---------- Records for processing ----------

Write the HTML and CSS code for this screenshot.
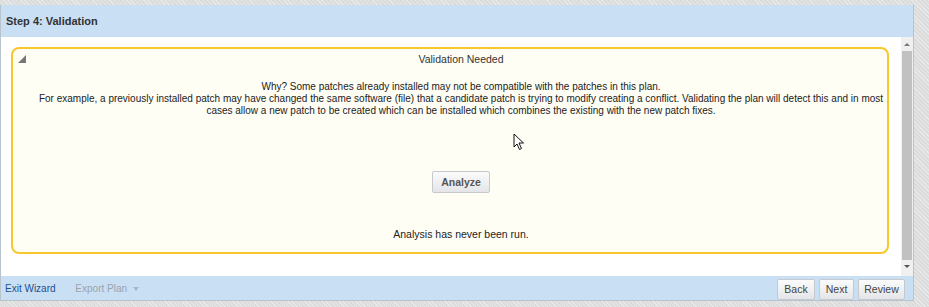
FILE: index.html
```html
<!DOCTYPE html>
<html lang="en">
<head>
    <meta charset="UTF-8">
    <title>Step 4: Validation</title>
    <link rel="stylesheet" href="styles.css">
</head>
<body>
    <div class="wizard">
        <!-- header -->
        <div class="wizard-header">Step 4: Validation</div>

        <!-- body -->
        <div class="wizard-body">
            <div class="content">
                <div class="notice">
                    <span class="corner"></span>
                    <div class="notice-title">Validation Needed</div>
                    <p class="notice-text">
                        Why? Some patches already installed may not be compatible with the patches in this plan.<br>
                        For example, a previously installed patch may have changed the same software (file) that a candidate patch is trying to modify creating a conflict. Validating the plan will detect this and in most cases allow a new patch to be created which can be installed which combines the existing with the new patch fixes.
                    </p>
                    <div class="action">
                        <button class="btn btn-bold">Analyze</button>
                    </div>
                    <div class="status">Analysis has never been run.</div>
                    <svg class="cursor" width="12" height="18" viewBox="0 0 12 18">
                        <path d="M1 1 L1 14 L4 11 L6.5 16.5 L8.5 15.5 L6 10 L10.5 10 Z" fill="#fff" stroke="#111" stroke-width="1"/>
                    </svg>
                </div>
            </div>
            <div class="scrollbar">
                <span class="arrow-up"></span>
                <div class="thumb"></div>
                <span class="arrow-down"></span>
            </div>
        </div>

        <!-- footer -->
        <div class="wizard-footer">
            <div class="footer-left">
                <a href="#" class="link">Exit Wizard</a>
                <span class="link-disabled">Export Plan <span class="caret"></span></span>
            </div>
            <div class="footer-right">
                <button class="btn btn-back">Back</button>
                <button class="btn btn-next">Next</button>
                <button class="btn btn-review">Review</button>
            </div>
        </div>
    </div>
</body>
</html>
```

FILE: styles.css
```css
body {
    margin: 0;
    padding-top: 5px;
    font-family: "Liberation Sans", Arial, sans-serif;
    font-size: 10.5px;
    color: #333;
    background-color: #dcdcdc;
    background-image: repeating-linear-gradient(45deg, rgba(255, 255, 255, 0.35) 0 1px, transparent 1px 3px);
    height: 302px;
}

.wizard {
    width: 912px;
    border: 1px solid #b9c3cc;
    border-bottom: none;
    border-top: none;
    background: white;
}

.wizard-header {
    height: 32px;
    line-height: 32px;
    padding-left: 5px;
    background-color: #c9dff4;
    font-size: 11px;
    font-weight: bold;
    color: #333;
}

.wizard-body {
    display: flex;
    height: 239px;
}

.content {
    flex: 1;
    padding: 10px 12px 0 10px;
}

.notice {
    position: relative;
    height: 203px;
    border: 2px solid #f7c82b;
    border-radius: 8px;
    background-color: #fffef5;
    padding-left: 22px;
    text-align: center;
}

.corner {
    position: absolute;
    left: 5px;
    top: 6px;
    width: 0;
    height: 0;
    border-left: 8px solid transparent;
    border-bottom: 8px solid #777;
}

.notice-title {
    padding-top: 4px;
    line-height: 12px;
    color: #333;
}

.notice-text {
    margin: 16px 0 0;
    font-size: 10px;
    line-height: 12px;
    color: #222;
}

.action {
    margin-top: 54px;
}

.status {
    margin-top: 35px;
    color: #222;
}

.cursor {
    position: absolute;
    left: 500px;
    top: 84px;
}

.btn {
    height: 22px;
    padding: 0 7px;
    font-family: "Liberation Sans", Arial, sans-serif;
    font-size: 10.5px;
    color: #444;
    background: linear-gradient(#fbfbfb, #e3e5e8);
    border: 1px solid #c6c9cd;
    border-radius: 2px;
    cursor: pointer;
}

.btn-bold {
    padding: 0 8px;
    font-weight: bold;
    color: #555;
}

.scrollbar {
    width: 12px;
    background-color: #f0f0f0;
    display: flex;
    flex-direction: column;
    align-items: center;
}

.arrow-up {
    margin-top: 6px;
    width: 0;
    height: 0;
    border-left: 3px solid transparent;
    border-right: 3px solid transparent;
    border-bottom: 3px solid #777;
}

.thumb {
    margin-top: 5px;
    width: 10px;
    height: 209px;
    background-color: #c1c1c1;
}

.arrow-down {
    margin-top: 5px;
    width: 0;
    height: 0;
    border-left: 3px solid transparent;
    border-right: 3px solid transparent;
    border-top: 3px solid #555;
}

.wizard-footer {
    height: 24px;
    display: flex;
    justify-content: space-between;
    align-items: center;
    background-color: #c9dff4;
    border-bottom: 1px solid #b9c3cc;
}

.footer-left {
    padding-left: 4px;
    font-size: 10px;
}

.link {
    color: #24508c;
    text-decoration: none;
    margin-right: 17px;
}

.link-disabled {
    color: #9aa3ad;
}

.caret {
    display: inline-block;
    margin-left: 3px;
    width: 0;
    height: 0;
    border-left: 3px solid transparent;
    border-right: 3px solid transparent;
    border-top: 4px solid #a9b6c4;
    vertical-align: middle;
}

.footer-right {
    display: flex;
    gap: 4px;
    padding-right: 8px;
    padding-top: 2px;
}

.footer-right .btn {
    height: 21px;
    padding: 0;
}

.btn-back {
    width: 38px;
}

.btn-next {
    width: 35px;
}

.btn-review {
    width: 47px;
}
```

----------
---------- Records for processing ----------

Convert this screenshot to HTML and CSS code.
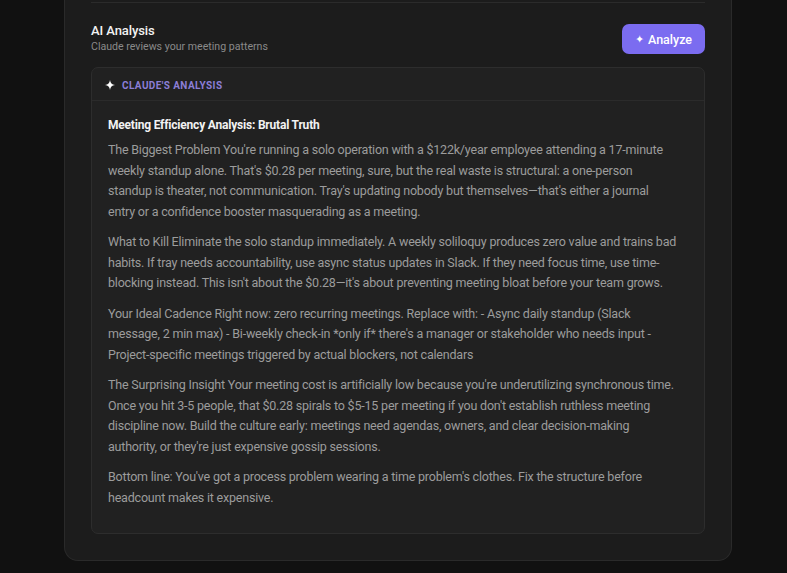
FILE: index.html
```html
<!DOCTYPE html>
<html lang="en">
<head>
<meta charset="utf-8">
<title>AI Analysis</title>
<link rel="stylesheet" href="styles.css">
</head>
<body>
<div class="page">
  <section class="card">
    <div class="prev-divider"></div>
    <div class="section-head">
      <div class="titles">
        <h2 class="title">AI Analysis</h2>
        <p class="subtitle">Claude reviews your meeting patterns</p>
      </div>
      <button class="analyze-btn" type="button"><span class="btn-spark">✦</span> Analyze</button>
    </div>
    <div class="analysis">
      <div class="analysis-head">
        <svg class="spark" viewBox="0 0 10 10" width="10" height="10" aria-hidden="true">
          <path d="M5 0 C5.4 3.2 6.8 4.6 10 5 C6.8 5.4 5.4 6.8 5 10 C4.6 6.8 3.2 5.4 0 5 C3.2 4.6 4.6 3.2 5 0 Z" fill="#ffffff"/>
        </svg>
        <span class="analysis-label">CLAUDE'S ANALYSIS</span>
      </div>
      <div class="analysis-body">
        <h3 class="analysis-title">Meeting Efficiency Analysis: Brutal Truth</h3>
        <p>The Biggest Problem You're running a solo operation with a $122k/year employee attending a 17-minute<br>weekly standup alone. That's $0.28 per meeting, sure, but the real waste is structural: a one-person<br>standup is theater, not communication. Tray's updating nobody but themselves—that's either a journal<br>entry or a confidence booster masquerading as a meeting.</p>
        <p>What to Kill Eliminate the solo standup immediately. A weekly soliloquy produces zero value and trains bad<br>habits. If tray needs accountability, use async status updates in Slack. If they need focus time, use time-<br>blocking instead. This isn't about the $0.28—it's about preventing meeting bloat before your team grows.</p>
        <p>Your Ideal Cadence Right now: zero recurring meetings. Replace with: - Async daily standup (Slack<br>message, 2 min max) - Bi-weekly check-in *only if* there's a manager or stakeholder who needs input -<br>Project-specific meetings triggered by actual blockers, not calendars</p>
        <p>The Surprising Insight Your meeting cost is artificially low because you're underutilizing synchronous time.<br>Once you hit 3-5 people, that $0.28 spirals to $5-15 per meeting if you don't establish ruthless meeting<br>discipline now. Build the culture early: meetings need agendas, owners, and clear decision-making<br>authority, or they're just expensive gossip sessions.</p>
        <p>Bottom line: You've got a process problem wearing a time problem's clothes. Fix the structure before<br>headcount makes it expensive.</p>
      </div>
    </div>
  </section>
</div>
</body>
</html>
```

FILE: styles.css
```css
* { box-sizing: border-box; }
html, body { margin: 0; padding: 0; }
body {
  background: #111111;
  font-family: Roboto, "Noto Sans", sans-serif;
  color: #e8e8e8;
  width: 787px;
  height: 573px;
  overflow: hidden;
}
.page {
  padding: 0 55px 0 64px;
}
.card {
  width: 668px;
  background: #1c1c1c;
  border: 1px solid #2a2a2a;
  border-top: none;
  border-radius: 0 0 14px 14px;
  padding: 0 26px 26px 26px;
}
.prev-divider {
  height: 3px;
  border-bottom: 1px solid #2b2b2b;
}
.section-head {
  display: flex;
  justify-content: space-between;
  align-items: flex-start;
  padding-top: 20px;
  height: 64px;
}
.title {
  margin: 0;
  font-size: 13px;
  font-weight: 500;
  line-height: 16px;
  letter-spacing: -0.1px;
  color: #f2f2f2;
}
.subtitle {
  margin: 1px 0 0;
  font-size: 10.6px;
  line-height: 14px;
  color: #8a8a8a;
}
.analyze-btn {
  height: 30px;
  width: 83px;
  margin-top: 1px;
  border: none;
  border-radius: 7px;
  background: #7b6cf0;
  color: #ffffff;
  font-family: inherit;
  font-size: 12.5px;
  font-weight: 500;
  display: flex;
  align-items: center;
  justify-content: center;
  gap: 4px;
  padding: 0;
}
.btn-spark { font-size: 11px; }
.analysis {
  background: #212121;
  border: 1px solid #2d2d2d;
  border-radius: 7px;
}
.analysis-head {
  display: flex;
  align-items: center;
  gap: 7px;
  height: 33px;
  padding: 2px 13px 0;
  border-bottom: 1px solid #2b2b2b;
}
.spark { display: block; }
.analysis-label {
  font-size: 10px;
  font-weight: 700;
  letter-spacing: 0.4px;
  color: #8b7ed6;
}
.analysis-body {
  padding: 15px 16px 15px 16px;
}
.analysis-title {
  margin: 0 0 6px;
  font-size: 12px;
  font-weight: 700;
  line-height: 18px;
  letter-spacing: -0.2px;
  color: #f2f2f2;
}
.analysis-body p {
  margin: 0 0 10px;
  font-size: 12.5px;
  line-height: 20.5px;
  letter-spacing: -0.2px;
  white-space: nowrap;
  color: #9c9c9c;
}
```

----------

### Description of the task
Scan the records above for the string "code", then report every line that contains it.

### Task result
Write the HTML and CSS code for this screenshot.
Convert this screenshot to HTML and CSS code.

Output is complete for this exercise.